Sustainable development in Africa, which includes the ability to meet present economic, social and environmental needs without compromising the capacity of future generations to meet their own prevailing needs, will require enormous economic resources to fund it. This implies that there must be a clear balance of prioritization of financing options on what works best for development in this region without further escalating other societal problems. The vast majority of the literature has focused on traditional financing means such as development aids (Alesina and Dollar, 2000), Foreign Direct Investment (Velde, 2006), even remittances from migrants (Maphosa, 2007; Osabuohien and Efobi, 2013; 2014; Efobi et al, 2015), and to a large extent, foreign debt from bilateral and multilateral institutions (Chipumbu, 1993; Omotola and Saliu, 2009).

The puzzle in this chapter is not that the current means have not favored African development – because it has, but that a significant fraction of these funds has not been channeled for development structures that will facilitate sustainability. For instance, Kharas (2007) notes that despite the magnanimous flow of foreign aid to developing countries, a significant number of them channel these funds to debt forgiveness and other unprecedented natural occurrences, leaving out issues like infrastructural development and even education and health care development. Also, Safiq, Mansoon & Rafique (2013) observed that apart from national debts and inflation that continuously threatens the gross domestic product (GDP) of developing economies, foreign direct investment negatively affects economic performance. The limiting prospects of foreign funds for financing sustainable development is largely hampered by government instability, internal and external conflict, corruption and ethnic tensions, bureaucracies, unresponsiveness and unaccountability of government (Busse & Hefeker, 2007)

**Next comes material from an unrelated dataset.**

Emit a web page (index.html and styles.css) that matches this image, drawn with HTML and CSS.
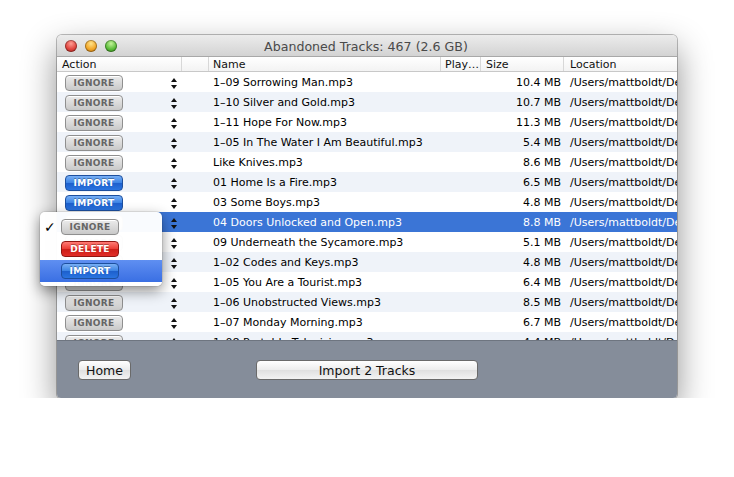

This chapter, therefore, sets out findings from an examination of the traditional funding options that African countries have relied on overtime, and then discuss new funding options by taking cases on how they have worked in specific African countries. For instance, issues like empowering cooperative societies and mutual support networks, agricultural cooperatives, crowdfunding, fiscal responsibility, other forms of informal banking alternatives, were considered for sustainability in Africa. These issues are essential considering that the set-up of African countries is unique and the specific structures are different from countries in other regions (Asiedu, 2002; Nkume, 2018; Akinyemi, et al, 2019), and policies that work in other regions may not be adaptable for this region because the circumstances and informal institutions (i.e. the foundations on which policies thrive) differ so much.

The remainder of the chapter is distributed as follows: the next section discusses the trends in traditional means of financing development in Africa, which is followed by the linkage between these means of financing development and key indicators of human development. The fourth section discusses some relevant case studies of other financing option that can fit the development trajectories of African countries, while the fifth section concludes the paper with policy recommendations.